Net revenues were up 8.3% for the quarter to $26.9M, feeding into a 7.4% first half gain to $51.7M.
However, station operating income decreased slightly during the quarter to $10.1M a loss of 0.7%. YTD, it’s up 1.4% to $18.2M.
The biggest hit came on the net income front, which came home Q2 at $2.4M, a drop of 38.9%.
Beasley blamed the red ink primarily on two things. One was the fact that during Q2 2012, the company received an $800K benefit related to the radio industry’s settlement with BMI which reduced its operating expenses; and a $2.1M increase in operating expenses laid at the doorstep of KOAS-FM Las Vegas, including increases in sales, programming and streaming costs.
Other figures in the debt and interest columns had a deleterious effect on the bottom line.
Chairman/CEO George Beasley was generally upbeat about the results. He stated, “Beasley Broadcast Group generated its fourth consecutive period of top line growth as second quarter net revenue rose 8.3% and same station net revenue increased 4.2%. The increase in second quarter revenue reflects strong national and digital revenue growth which contributed to strength in several market clusters including Philadelphia, Las Vegas, Ft. Myers and Augusta.

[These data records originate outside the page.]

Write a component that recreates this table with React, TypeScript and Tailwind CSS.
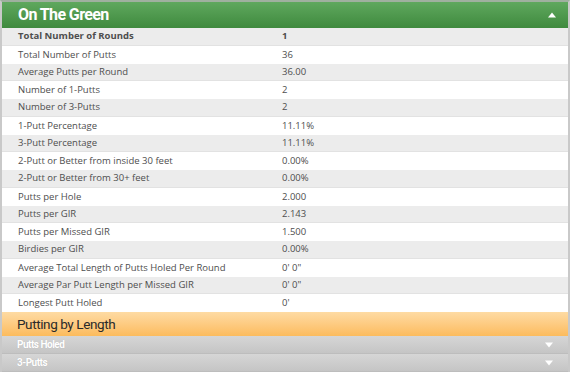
import React from "react";

const rows: [string, string][] = [
  ["Total Number of Rounds", "1"],
  ["Total Number of Putts", "36"],
  ["Average Putts per Round", "36.00"],
  ["Number of 1-Putts", "2"],
  ["Number of 3-Putts", "2"],
  ["1-Putt Percentage", "11.11%"],
  ["3-Putt Percentage", "11.11%"],
  ["2-Putt or Better from inside 30 feet", "0.00%"],
  ["2-Putt or Better from 30+ feet", "0.00%"],
  ["Putts per Hole", "2.000"],
  ["Putts per GIR", "2.143"],
  ["Putts per Missed GIR", "1.500"],
  ["Birdies per GIR", "0.00%"],
  ["Average Total Length of Putts Holed Per Round", "0' 0\""],
  ["Average Par Putt Length per Missed GIR", "0' 0\""],
  ["Longest Putt Holed", "0'"],
];

function Tri({ up }: { up?: boolean }) {
  return (
    <svg width="8" height="6" viewBox="0 0 8 6">
      {up ? <polygon points="4,0.5 8,5.5 0,5.5" fill="#fff" /> : <polygon points="0,0.5 8,0.5 4,5.5" fill="#fff" />}
    </svg>
  );
}

export default function App() {
  return (
    <div className="w-[570px] h-[375px] bg-white overflow-hidden" style={{ fontFamily: '"Open Sans", sans-serif' }}>
      <div className="border-x-2 border-t-2 border-x-[#c9c9c9] border-t-[#9fb09f]">
        <div className="h-[26px] bg-gradient-to-b from-[#5fa85e] to-[#3f8a3e] flex items-center justify-between pl-[16px] pr-[12px]">
          <span className="text-white text-[16px] font-bold tracking-[-0.6px] leading-none" style={{ fontFamily: '"Roboto", sans-serif' }}>
            On The Green
          </span>
          <Tri up />
        </div>
        <div className="flex flex-col">
          {rows.map(([k, v], i) => (
            <div
              key={k}
              className={`h-[17.75px] flex items-center text-[9.5px] text-[#4e4e4e] ${i % 2 === 0 ? "bg-[#ececec] border-b border-[#e2e2e2]" : "bg-white"} ${i === 0 ? "font-bold" : ""}`}
            >
              <span className="w-[280px] pl-[16px] whitespace-nowrap">{k}</span>
              <span>{v}</span>
            </div>
          ))}
        </div>
        <div className="h-[24px] bg-gradient-to-b from-[#fedba3] to-[#fcbb5c] flex items-center pl-[15px]">
          <span className="text-[13.5px] text-[#2a2a2a] tracking-[-0.4px]" style={{ fontFamily: '"Roboto", sans-serif' }}>
            Putting by Length
          </span>
        </div>
        <div className="h-[18px] bg-gradient-to-b from-[#d6d6d6] to-[#c5c5c5] border-b border-[#bdbdbd] flex items-center justify-between pl-[15px] pr-[15px]">
          <span className="text-white text-[10px] font-bold tracking-[-0.5px]" style={{ fontFamily: '"Roboto", sans-serif', textShadow: "0 0 1px rgba(0,0,0,0.15)" }}>
            Putts Holed
          </span>
          <Tri />
        </div>
        <div className="h-[18px] bg-gradient-to-b from-[#d6d6d6] to-[#c5c5c5] border-b border-[#bdbdbd] flex items-center justify-between pl-[15px] pr-[15px]">
          <span className="text-white text-[10px] font-bold tracking-[-0.5px]" style={{ fontFamily: '"Roboto", sans-serif', textShadow: "0 0 1px rgba(0,0,0,0.15)" }}>
            3-Putts
          </span>
          <Tri />
        </div>
      </div>
    </div>
  );
}
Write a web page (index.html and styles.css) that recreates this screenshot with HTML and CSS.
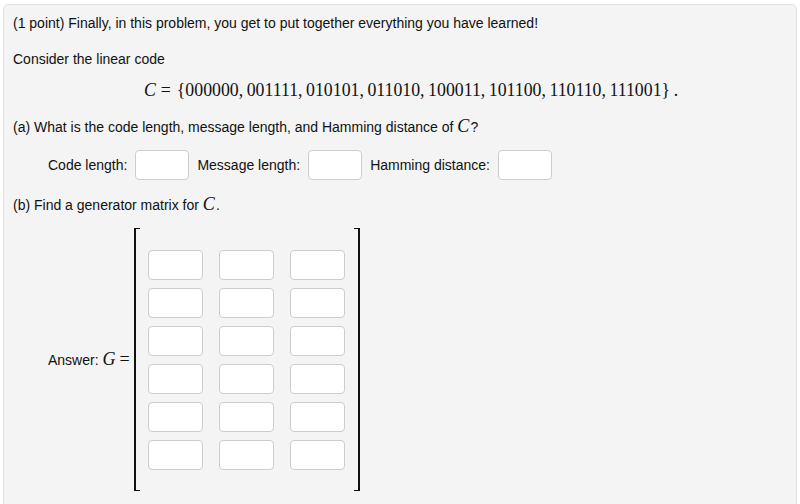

Overall, for our five markets that report to Miller Kaplan – which represent approximately 75% of our total second quarter revenue – Beasley station clusters grew revenue by 8.4% while the total revenue for all reporting radio stations in these markets declined by 2.4% for the quarter. We attribute our out-performance to our organization-wide focus on strong core programming and targeted localism, both of which are contributing to the Company’s ratings strength in its markets.”
Beasley concluded, “Notwithstanding the solid revenue growth, comparisons of our other financial metrics with the year-ago period are clouded due to the operating expense credit in last year’s second quarter, and certain charges in the 2013 second quarter including a loss on the early extinguishment of debt and a prepayment fee incurred in connection with the refinancing of our second lien debt. In addition, recent initiatives in the areas of sales, programming and the further expansion of our digital offerings are expected to drive long-term revenue growth, but are resulting in higher operating expenses on a short-term basis.”